§ WHAT THE EXERCISE ASKS
Say how many lines of the listing below contain "this", giving the number and nothing else.

Excerpt from a dataset:

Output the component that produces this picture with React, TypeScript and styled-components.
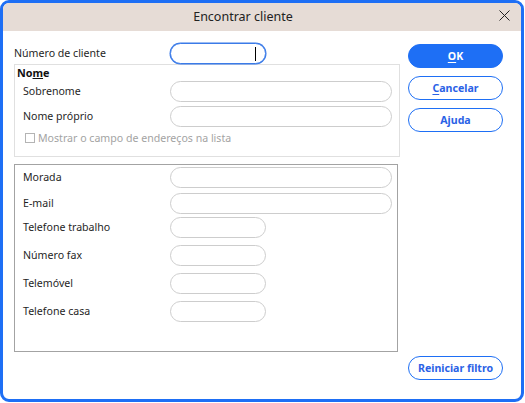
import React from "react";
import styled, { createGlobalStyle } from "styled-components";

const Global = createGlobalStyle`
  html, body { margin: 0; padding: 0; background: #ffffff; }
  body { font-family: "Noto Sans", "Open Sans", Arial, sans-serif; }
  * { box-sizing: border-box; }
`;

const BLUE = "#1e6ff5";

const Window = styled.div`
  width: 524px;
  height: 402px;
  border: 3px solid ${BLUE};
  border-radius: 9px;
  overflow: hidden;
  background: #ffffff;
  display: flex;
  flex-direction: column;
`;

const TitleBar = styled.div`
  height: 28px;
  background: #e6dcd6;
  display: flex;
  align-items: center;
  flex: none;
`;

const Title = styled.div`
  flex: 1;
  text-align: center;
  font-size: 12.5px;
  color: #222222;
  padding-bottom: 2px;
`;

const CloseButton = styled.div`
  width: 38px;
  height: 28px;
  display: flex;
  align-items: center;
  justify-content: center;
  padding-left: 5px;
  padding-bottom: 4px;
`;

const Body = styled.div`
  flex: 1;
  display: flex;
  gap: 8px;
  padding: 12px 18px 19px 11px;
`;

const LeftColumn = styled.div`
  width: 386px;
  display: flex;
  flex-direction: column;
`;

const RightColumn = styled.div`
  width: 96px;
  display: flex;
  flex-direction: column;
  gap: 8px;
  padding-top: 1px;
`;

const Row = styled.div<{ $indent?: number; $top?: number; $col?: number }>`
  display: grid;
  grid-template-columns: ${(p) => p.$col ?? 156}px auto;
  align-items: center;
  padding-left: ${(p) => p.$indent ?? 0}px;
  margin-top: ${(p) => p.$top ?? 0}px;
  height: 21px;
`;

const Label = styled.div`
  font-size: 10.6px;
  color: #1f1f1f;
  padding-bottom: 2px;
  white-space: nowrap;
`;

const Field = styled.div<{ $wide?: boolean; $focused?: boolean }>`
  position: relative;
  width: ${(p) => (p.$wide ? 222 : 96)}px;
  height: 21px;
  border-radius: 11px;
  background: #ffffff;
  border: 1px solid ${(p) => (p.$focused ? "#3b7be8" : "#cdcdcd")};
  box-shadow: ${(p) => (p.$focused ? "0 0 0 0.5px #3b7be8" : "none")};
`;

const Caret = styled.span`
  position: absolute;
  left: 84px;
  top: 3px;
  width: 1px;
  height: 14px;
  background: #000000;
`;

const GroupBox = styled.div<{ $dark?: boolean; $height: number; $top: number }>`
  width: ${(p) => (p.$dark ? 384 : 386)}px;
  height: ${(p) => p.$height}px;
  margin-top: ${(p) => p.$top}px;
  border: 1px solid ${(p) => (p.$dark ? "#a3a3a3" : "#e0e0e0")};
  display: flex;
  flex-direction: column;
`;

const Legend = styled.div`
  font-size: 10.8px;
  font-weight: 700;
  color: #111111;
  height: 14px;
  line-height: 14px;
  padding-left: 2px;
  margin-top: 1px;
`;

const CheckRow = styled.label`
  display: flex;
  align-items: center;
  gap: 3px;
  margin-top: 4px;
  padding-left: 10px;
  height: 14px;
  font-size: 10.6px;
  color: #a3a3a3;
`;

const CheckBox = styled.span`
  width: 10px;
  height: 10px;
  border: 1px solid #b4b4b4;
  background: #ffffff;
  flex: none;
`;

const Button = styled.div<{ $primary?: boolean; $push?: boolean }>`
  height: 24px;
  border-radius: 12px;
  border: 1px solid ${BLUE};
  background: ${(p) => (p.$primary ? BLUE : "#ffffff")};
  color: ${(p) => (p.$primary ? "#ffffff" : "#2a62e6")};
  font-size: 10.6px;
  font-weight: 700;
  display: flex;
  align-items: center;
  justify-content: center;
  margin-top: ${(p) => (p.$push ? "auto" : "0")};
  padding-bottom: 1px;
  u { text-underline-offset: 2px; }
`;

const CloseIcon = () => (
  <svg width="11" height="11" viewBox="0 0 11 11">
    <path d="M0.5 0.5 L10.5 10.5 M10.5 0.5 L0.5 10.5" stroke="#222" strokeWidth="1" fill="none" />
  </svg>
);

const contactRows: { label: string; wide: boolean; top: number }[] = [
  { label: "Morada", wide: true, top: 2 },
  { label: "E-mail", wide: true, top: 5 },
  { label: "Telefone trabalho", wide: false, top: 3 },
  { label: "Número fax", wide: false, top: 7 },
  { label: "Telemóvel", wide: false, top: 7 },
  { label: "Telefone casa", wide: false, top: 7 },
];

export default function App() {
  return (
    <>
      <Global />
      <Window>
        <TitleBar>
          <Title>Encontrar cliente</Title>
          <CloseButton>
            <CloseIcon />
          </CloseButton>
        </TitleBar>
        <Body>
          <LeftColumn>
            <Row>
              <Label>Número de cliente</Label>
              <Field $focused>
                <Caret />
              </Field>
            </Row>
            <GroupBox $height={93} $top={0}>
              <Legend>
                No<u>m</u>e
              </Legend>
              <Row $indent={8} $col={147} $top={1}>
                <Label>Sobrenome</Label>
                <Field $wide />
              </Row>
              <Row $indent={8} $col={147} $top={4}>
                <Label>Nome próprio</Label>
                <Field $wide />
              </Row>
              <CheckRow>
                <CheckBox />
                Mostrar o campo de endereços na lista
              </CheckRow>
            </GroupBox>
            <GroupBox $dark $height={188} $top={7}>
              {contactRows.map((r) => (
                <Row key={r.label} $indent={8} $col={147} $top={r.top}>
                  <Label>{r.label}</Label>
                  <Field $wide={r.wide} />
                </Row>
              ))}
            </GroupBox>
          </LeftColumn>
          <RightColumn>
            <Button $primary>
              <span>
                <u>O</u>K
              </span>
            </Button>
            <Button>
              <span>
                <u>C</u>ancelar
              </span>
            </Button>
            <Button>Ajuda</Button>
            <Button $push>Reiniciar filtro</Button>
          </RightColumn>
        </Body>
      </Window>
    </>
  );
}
---
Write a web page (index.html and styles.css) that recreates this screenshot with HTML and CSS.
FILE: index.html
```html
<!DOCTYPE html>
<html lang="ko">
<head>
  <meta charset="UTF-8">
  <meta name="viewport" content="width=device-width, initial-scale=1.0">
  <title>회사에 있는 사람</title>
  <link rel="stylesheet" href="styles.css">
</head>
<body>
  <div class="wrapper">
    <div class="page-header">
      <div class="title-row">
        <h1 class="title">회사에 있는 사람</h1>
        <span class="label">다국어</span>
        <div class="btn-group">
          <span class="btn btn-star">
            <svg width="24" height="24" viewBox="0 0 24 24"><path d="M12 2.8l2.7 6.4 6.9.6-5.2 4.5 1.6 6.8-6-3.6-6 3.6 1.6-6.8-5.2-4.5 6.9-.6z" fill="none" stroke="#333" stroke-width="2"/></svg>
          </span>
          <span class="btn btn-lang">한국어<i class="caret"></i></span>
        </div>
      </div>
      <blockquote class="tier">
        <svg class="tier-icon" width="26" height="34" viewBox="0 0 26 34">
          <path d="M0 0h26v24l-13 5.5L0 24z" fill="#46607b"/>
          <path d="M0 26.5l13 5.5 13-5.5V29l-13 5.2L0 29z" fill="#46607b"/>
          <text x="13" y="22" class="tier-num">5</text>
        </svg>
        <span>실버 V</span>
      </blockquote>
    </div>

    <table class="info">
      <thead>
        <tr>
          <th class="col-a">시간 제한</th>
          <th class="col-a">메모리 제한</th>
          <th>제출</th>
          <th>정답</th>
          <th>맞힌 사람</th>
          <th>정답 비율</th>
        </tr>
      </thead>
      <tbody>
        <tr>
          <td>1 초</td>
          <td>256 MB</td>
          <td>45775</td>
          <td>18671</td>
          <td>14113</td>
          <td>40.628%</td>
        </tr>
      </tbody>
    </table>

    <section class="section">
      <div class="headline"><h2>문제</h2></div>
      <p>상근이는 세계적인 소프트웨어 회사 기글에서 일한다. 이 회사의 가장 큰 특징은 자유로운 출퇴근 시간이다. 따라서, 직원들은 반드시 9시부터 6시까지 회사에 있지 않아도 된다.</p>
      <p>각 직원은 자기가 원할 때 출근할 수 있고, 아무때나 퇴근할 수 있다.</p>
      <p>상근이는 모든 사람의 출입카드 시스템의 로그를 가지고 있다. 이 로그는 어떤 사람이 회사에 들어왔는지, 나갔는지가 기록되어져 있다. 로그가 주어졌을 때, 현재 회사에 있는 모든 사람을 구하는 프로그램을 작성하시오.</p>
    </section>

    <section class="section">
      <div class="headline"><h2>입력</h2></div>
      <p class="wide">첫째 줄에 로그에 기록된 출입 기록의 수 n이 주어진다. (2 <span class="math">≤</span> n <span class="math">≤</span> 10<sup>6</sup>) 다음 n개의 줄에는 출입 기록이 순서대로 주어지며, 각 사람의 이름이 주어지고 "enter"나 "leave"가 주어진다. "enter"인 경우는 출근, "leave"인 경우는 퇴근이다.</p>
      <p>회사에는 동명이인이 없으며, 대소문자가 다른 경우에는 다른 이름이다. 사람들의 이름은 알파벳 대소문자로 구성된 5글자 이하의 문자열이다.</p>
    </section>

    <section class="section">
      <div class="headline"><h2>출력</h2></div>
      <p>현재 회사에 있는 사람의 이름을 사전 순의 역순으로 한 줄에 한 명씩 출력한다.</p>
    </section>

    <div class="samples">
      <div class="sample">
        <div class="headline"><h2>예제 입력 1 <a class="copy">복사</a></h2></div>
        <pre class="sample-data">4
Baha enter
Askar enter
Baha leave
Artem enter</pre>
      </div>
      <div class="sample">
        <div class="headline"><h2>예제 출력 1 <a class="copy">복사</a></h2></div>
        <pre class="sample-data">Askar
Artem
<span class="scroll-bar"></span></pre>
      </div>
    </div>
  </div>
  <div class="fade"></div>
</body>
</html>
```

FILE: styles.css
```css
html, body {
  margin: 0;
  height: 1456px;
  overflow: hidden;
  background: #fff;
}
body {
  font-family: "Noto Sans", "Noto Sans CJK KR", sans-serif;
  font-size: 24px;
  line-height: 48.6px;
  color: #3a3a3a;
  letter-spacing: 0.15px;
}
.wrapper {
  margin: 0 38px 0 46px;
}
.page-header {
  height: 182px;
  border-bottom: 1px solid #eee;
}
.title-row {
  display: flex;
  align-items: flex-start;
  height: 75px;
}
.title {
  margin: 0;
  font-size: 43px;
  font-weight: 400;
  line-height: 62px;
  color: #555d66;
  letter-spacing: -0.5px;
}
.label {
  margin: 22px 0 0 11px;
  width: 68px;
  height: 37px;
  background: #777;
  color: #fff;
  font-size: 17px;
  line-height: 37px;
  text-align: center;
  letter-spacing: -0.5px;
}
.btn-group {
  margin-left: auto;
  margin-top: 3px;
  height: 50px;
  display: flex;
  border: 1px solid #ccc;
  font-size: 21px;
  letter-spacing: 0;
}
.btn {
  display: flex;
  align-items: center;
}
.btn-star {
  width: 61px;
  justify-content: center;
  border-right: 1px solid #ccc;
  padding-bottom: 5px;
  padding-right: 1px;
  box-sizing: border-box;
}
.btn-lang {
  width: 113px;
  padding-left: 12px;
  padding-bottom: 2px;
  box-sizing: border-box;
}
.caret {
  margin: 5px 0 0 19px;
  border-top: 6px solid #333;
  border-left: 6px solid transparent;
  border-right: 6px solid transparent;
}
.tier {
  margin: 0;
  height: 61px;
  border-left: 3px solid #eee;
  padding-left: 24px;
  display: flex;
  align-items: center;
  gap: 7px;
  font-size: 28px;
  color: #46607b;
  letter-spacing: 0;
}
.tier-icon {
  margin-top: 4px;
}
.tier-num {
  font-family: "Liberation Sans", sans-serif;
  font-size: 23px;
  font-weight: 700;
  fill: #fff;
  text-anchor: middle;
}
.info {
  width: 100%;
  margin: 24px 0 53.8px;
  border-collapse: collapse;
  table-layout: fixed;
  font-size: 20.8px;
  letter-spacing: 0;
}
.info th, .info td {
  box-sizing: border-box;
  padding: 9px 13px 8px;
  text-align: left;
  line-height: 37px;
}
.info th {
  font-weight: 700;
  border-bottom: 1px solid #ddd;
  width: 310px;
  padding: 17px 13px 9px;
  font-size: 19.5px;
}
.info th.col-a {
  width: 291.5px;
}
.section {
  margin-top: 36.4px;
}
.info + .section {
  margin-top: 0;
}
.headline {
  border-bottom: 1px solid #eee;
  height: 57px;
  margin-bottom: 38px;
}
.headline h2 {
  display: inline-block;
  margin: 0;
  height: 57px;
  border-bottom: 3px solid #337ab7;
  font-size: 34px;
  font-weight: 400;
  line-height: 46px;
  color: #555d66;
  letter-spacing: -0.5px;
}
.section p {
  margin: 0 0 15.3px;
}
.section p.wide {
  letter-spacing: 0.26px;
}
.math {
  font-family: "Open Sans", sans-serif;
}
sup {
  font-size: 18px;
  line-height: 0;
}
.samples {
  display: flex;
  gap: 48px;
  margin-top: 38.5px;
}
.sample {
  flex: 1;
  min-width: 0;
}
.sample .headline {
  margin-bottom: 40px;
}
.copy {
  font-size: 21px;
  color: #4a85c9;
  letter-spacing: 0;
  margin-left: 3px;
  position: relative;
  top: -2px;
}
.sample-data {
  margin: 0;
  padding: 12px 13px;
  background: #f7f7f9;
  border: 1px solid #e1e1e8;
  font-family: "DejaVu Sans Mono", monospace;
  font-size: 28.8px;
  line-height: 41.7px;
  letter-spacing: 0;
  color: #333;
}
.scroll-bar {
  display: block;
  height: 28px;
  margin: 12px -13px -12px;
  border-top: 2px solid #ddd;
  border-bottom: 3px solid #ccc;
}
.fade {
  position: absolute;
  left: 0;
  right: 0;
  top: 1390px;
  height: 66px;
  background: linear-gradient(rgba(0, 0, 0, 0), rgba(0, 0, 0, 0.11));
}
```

§ PROBLEM SOLUTION
2